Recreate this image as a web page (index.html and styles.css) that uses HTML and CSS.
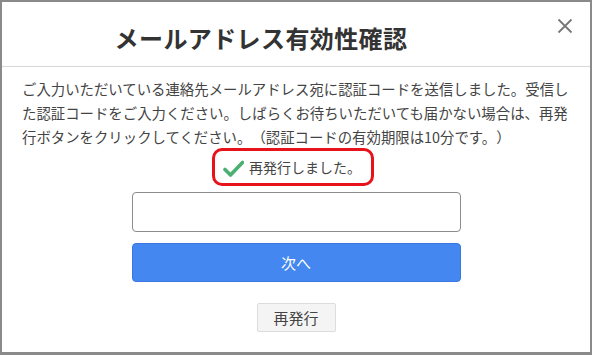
FILE: index.html
```html
<!DOCTYPE html>
<html lang="ja">
<head>
<meta charset="utf-8">
<link rel="stylesheet" href="styles.css">
</head>
<body>
<div class="dialog">
  <div class="header">
    <h1 class="title">メールアドレス有効性確認</h1>
    <span class="close">
      <svg width="16" height="16" viewBox="0 0 16 16"><path d="M1.5 1.5 L14.5 14.5 M14.5 1.5 L1.5 14.5" stroke="#777" stroke-width="1.8" fill="none"/></svg>
    </span>
  </div>
  <div class="body">
    <p class="desc">ご入力いただいている連絡先メールアドレス宛に認証コードを送信しました。受信した認証コードをご入力ください。しばらくお待ちいただいても届かない場合は、再発行ボタンをクリックしてください。（認証コードの有効期限は10分です。）</p>
    <div class="status-row">
      <div class="status">
        <svg class="check" width="21" height="17" viewBox="0 0 21 17"><path d="M2 9.5 L7.5 15 L19.5 2.5" stroke="#4caf72" stroke-width="3.6" fill="none" stroke-linecap="round" stroke-linejoin="round"/></svg>
        <span>再発行しました。</span>
      </div>
    </div>
    <div class="form">
      <input class="code" type="text">
      <button class="next">次へ</button>
      <button class="resend">再発行</button>
    </div>
  </div>
</div>
</body>
</html>
```

FILE: styles.css
```css
html, body {
  margin: 0;
  padding: 0;
  background: #fff;
}
body {
  font-family: "Noto Sans CJK JP", "Noto Sans", sans-serif;
  color: #333;
  text-spacing-trim: space-all;
}
.dialog {
  width: 592px;
  height: 355px;
  box-sizing: border-box;
  border: 2px solid #8a8a8a;
  border-bottom-width: 3px;
  display: flex;
  flex-direction: column;
}
.header {
  height: 64px;
  border-bottom: 1px solid #d8d8d8;
  display: flex;
  align-items: center;
  justify-content: center;
  position: relative;
}
.title {
  margin: 0 70px 0 0;
  font-size: 24px;
  font-weight: bold;
  color: #333;
  letter-spacing: 0.4px;
  padding-top: 6px;
}
.close {
  position: absolute;
  right: 17px;
  top: 16px;
  display: flex;
}
.body {
  padding: 10px 20px 0 20px;
  display: flex;
  flex-direction: column;
}
.desc {
  margin: 0;
  font-size: 14.4px;
  line-height: 24px;
  color: #444;
}
.status-row {
  display: flex;
  justify-content: center;
  margin-top: -1px;
  margin-left: -6px;
}
.status {
  display: flex;
  align-items: center;
  gap: 5px;
  border: 3px solid #e8121a;
  border-radius: 10px;
  padding: 0 10px 0 8px;
  height: 32px;
  font-size: 14px;
  color: #444;
}
.check {
  margin-top: 2px;
}
.form {
  display: flex;
  flex-direction: column;
  align-items: center;
  margin-top: 6px;
}
.code {
  width: 329px;
  height: 40px;
  box-sizing: border-box;
  border: 1px solid #8c8c8c;
  border-radius: 4px;
  margin: 0;
}
.next {
  width: 329px;
  height: 39px;
  margin-top: 11px;
  border: 1px solid #3a78e0;
  border-radius: 4px;
  background: #4487f0;
  color: #fff;
  font-family: inherit;
  font-size: 15px;
}
.resend {
  margin-top: 21px;
  height: 29px;
  width: 79px;
  background: #f4f4f4;
  border: 1px solid #dcdcdc;
  border-radius: 2px;
  font-family: inherit;
  font-size: 15px;
  color: #444;
}
```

● What you need to do:
Omit the pictures, and quote the material above exactly as given.

● Response to the exercise:
Recreate this image as a web page (index.html and styles.css) that uses HTML and CSS.
FILE: index.html
```html
<!DOCTYPE html>
<html lang="ja">
<head>
<meta charset="utf-8">
<link rel="stylesheet" href="styles.css">
</head>
<body>
<div class="dialog">
  <div class="header">
    <h1 class="title">メールアドレス有効性確認</h1>
    <span class="close">
      <svg width="16" height="16" viewBox="0 0 16 16"><path d="M1.5 1.5 L14.5 14.5 M14.5 1.5 L1.5 14.5" stroke="#777" stroke-width="1.8" fill="none"/></svg>
    </span>
  </div>
  <div class="body">
    <p class="desc">ご入力いただいている連絡先メールアドレス宛に認証コードを送信しました。受信した認証コードをご入力ください。しばらくお待ちいただいても届かない場合は、再発行ボタンをクリックしてください。（認証コードの有効期限は10分です。）</p>
    <div class="status-row">
      <div class="status">
        <svg class="check" width="21" height="17" viewBox="0 0 21 17"><path d="M2 9.5 L7.5 15 L19.5 2.5" stroke="#4caf72" stroke-width="3.6" fill="none" stroke-linecap="round" stroke-linejoin="round"/></svg>
        <span>再発行しました。</span>
      </div>
    </div>
    <div class="form">
      <input class="code" type="text">
      <button class="next">次へ</button>
      <button class="resend">再発行</button>
    </div>
  </div>
</div>
</body>
</html>
```

FILE: styles.css
```css
html, body {
  margin: 0;
  padding: 0;
  background: #fff;
}
body {
  font-family: "Noto Sans CJK JP", "Noto Sans", sans-serif;
  color: #333;
  text-spacing-trim: space-all;
}
.dialog {
  width: 592px;
  height: 355px;
  box-sizing: border-box;
  border: 2px solid #8a8a8a;
  border-bottom-width: 3px;
  display: flex;
  flex-direction: column;
}
.header {
  height: 64px;
  border-bottom: 1px solid #d8d8d8;
  display: flex;
  align-items: center;
  justify-content: center;
  position: relative;
}
.title {
  margin: 0 70px 0 0;
  font-size: 24px;
  font-weight: bold;
  color: #333;
  letter-spacing: 0.4px;
  padding-top: 6px;
}
.close {
  position: absolute;
  right: 17px;
  top: 16px;
  display: flex;
}
.body {
  padding: 10px 20px 0 20px;
  display: flex;
  flex-direction: column;
}
.desc {
  margin: 0;
  font-size: 14.4px;
  line-height: 24px;
  color: #444;
}
.status-row {
  display: flex;
  justify-content: center;
  margin-top: -1px;
  margin-left: -6px;
}
.status {
  display: flex;
  align-items: center;
  gap: 5px;
  border: 3px solid #e8121a;
  border-radius: 10px;
  padding: 0 10px 0 8px;
  height: 32px;
  font-size: 14px;
  color: #444;
}
.check {
  margin-top: 2px;
}
.form {
  display: flex;
  flex-direction: column;
  align-items: center;
  margin-top: 6px;
}
.code {
  width: 329px;
  height: 40px;
  box-sizing: border-box;
  border: 1px solid #8c8c8c;
  border-radius: 4px;
  margin: 0;
}
.next {
  width: 329px;
  height: 39px;
  margin-top: 11px;
  border: 1px solid #3a78e0;
  border-radius: 4px;
  background: #4487f0;
  color: #fff;
  font-family: inherit;
  font-size: 15px;
}
.resend {
  margin-top: 21px;
  height: 29px;
  width: 79px;
  background: #f4f4f4;
  border: 1px solid #dcdcdc;
  border-radius: 2px;
  font-family: inherit;
  font-size: 15px;
  color: #444;
}
```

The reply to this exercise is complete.